A basic-rate taxpayer saves 20p per £1 of pension contribution. A higher-rate taxpayer saves 40p. A taxpayer in the £100,000–£125,140 band can save up to 60p per £1 by restoring their Personal Allowance. Higher-rate relief must be claimed via Self Assessment — it is not added automatically.
Yes. Use HMRC's flat rate (up to £26/month for 101+ hours/month at home) or claim a proportion of actual costs. The flat rate is simple; actual costs can be higher for full-time home workers. See the allowable expenses guide for the full calculation method.
When adjusted net income exceeds £100,000, the Personal Allowance reduces by £1 for every £2 above that threshold — gone entirely at £125,140. This creates an effective 60% marginal rate on that band. Pension contributions or Gift Aid donations that bring income below £100,000 save tax at 60p per £1 contributed.
Allows one spouse to transfer £1,260 of unused Personal Allowance to the other, saving up to £252/year. Only available when one partner earns below £12,570 and the other pays basic-rate tax. Cannot be used if either partner pays higher-rate or additional-rate tax. Backdatable up to 4 years.

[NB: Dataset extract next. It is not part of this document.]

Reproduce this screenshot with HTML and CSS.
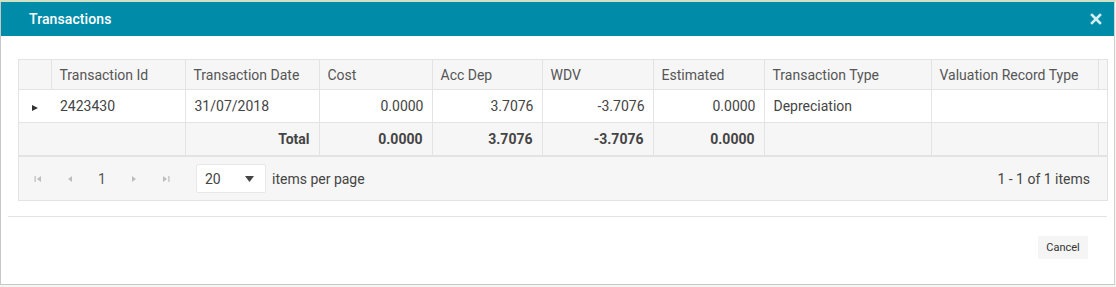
FILE: index.html
```html
<!DOCTYPE html>
<html>
<head>
<meta charset="utf-8">
<link rel="stylesheet" href="styles.css">
</head>
<body>
<div class="backdrop-top"></div>
<div class="dialog">
  <div class="titlebar">
    <span class="title">Transactions</span>
    <svg class="close" width="12" height="12" viewBox="0 0 12 12"><path d="M2 2 L10 10 M10 2 L2 10" stroke="#d4eef3" stroke-width="2.6" stroke-linecap="square"/></svg>
  </div>
  <div class="content">
    <div class="grid">
      <div class="grid-head">
        <table class="tbl">
          <colgroup><col class="c0"><col class="c1"><col class="c2"><col class="c3"><col class="c4"><col class="c5"><col class="c6"><col class="c7"><col class="c8"></colgroup>
          <tr>
            <th></th><th>Transaction Id</th><th>Transaction Date</th><th>Cost</th><th>Acc Dep</th><th>WDV</th><th>Estimated</th><th>Transaction Type</th><th>Valuation Record Type</th>
          </tr>
        </table>
      </div>
      <div class="grid-body">
        <table class="tbl">
          <colgroup><col class="c0"><col class="c1"><col class="c2"><col class="c3"><col class="c4"><col class="c5"><col class="c6"><col class="c7"><col class="c8"></colgroup>
          <tr>
            <td class="exp"><span class="tri"></span></td><td>2423430</td><td>31/07/2018</td><td class="num">0.0000</td><td class="num">3.7076</td><td class="num">-3.7076</td><td class="num">0.0000</td><td>Depreciation</td><td class="last"></td>
          </tr>
        </table>
      </div>
      <div class="grid-foot">
        <table class="tbl">
          <colgroup><col class="c0"><col class="c1"><col class="c2"><col class="c3"><col class="c4"><col class="c5"><col class="c6"><col class="c7"><col class="c8"></colgroup>
          <tr>
            <td class="exp"></td><td></td><td class="num b">Total</td><td class="num b">0.0000</td><td class="num b">3.7076</td><td class="num b">-3.7076</td><td class="num b">0.0000</td><td></td><td></td>
          </tr>
        </table>
      </div>
      <div class="pager">
        <div class="nav">
          <svg width="8" height="8" viewBox="0 0 8 8"><rect x="0.5" y="1" width="1.2" height="6" fill="#bdbdbd"/><path d="M7 1 L3 4 L7 7 Z" fill="#bdbdbd"/></svg>
        </div>
        <div class="nav">
          <svg width="8" height="8" viewBox="0 0 8 8"><path d="M6 1 L2 4 L6 7 Z" fill="#bdbdbd"/></svg>
        </div>
        <div class="nav page">1</div>
        <div class="nav">
          <svg width="8" height="8" viewBox="0 0 8 8"><path d="M2 1 L6 4 L2 7 Z" fill="#bdbdbd"/></svg>
        </div>
        <div class="nav">
          <svg width="8" height="8" viewBox="0 0 8 8"><path d="M1 1 L5 4 L1 7 Z" fill="#bdbdbd"/><rect x="6.3" y="1" width="1.2" height="6" fill="#bdbdbd"/></svg>
        </div>
        <div class="sizes">
          <span>20</span>
          <svg width="9" height="6" viewBox="0 0 9 6"><path d="M0 0 L9 0 L4.5 6 Z" fill="#444"/></svg>
        </div>
        <span class="ipp">items per page</span>
        <span class="info">1 - 1 of 1 items</span>
      </div>
    </div>
  </div>
  <div class="actions">
    <button class="btn">Cancel</button>
  </div>
</div>
</body>
</html>
```
FILE: styles.css
```css
* { box-sizing: border-box; }
html, body { margin: 0; padding: 0; }
body {
  width: 1116px;
  height: 287px;
  overflow: hidden;
  background: #f4f6f1;
  font-family: Roboto, "Liberation Sans", sans-serif;
}
.backdrop-top {
  height: 2px;
  background: #cfe0c4;
}
.dialog {
  width: 1115px;
  height: 283px;
  background: #fff;
  border: 1px solid #c8c8c8;
  border-top: none;
  border-right-color: #d0d0d0;
}
.titlebar {
  height: 34px;
  background: #008ca8;
  display: flex;
  align-items: center;
  justify-content: space-between;
  padding: 0 12px 0 28px;
}
.title {
  color: #fff;
  font-size: 14px;
  font-weight: 500;
  letter-spacing: 0.1px;
}
.close { display: block; margin-top: 0; }
.content {
  padding: 23px 7px 0 17px;
}
.grid {
  border: 1px solid #e3e3e3;
  width: 1090px;
}
.tbl {
  border-collapse: collapse;
  table-layout: fixed;
  width: 1079px;
  font-size: 14px;
  color: #444;
}
.c0 { width: 32px; }
.c1 { width: 134px; }
.c2 { width: 134px; }
.c3 { width: 113px; }
.c4 { width: 110px; }
.c5 { width: 111px; }
.c6 { width: 111px; }
.c7 { width: 167px; }
.c8 { width: 167px; }
.grid-head {
  background: #f6f6f6;
  padding-right: 10px;
  border-right: none;
}
.grid-head th {
  height: 29px;
  font-weight: 400;
  text-align: left;
  padding: 0 8px;
  color: #555;
  border-left: 1px solid #e3e3e3;
  white-space: nowrap;
}
.grid-head th:first-child { border-left: none; }
.grid-head .tbl { border-right: 1px solid #e3e3e3; }
.grid-body {
  border-top: 1px solid #e3e3e3;
  background: #fff;
}
.grid-body .tbl { width: 1089px; }
.grid-body .c8 { width: 177px; }
.grid-body td {
  height: 32px;
  padding: 0 8px 0 9px;
  border-left: 1px solid #e3e3e3;
  white-space: nowrap;
}
.grid-body td.exp { border-left: none; }
.grid-body td:nth-child(2) { border-left: none; }
.exp { padding: 0 !important; text-align: center; }
.tri {
  display: inline-block;
  width: 0; height: 0;
  border-top: 3.5px solid transparent;
  border-bottom: 3.5px solid transparent;
  border-left: 6px solid #333;
  margin-left: 0;
}
.num { text-align: right; }
.b { font-weight: 700; }
.grid-foot {
  background: #f6f6f6;
  border-top: 1px solid #e3e3e3;
  border-bottom: 2px solid #e3e3e3;
  padding-right: 10px;
}
.grid-foot .tbl { border-right: 1px solid #e3e3e3; }
.grid-foot td {
  height: 32px;
  padding: 0 9px;
  border-left: 1px solid #e3e3e3;
  white-space: nowrap;
}
.grid-foot td:first-child, .grid-foot td:nth-child(2) { border-left: none; }
.pager {
  height: 43px;
  background: #f6f6f6;
  display: flex;
  align-items: center;
  padding: 0 17px 0 3px;
  font-size: 14px;
  color: #444;
}
.nav {
  width: 32px;
  height: 28px;
  display: flex;
  align-items: center;
  justify-content: center;
}
.nav svg { display: block; }
.page { color: #555; }
.sizes {
  margin-left: 14px;
  width: 70px;
  height: 29px;
  background: #fff;
  border: 1px solid #e8e8e8;
  border-radius: 2px;
  display: flex;
  align-items: center;
  justify-content: space-between;
  padding: 0 11px 0 8px;
}
.ipp { margin-left: 6px; }
.info { margin-left: auto; }
.actions {
  margin: 15px 7px 0 7px;
  border-top: 1px solid #e3e3e3;
  padding: 19px 19px 0 0;
  display: flex;
  justify-content: flex-end;
}
.btn {
  font-family: Roboto, "Liberation Sans", sans-serif;
  font-size: 11px;
  color: #333;
  background: #f5f5f5;
  border: none;
  height: 23px;
  width: 50px;
  padding: 0;
}
```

The tax saving typically becomes meaningful from around £35,000–£40,000 in profit and grows substantially above that. At £60,000, the annual saving can be £4,000+. However, incorporation adds administration and accountancy costs. Use our sole trader vs limited company guide to model your specific position.
Yes, if you use cash basis accounting (most sole traders do). Delaying an invoice until after 5 April pushes the income into the next tax year. Equally, paying for deductible expenses before 5 April brings the deduction into the current year. Do not sacrifice commercial relationships to save tax — the financial benefit must outweigh any business cost.
£1,000 per year. If total self-employment income is £1,000 or less, you do not pay tax or NI on it. If income exceeds £1,000, you can claim the £1,000 allowance instead of actual expenses — but only makes sense if your actual expenses are less than £1,000, which is rare for active businesses.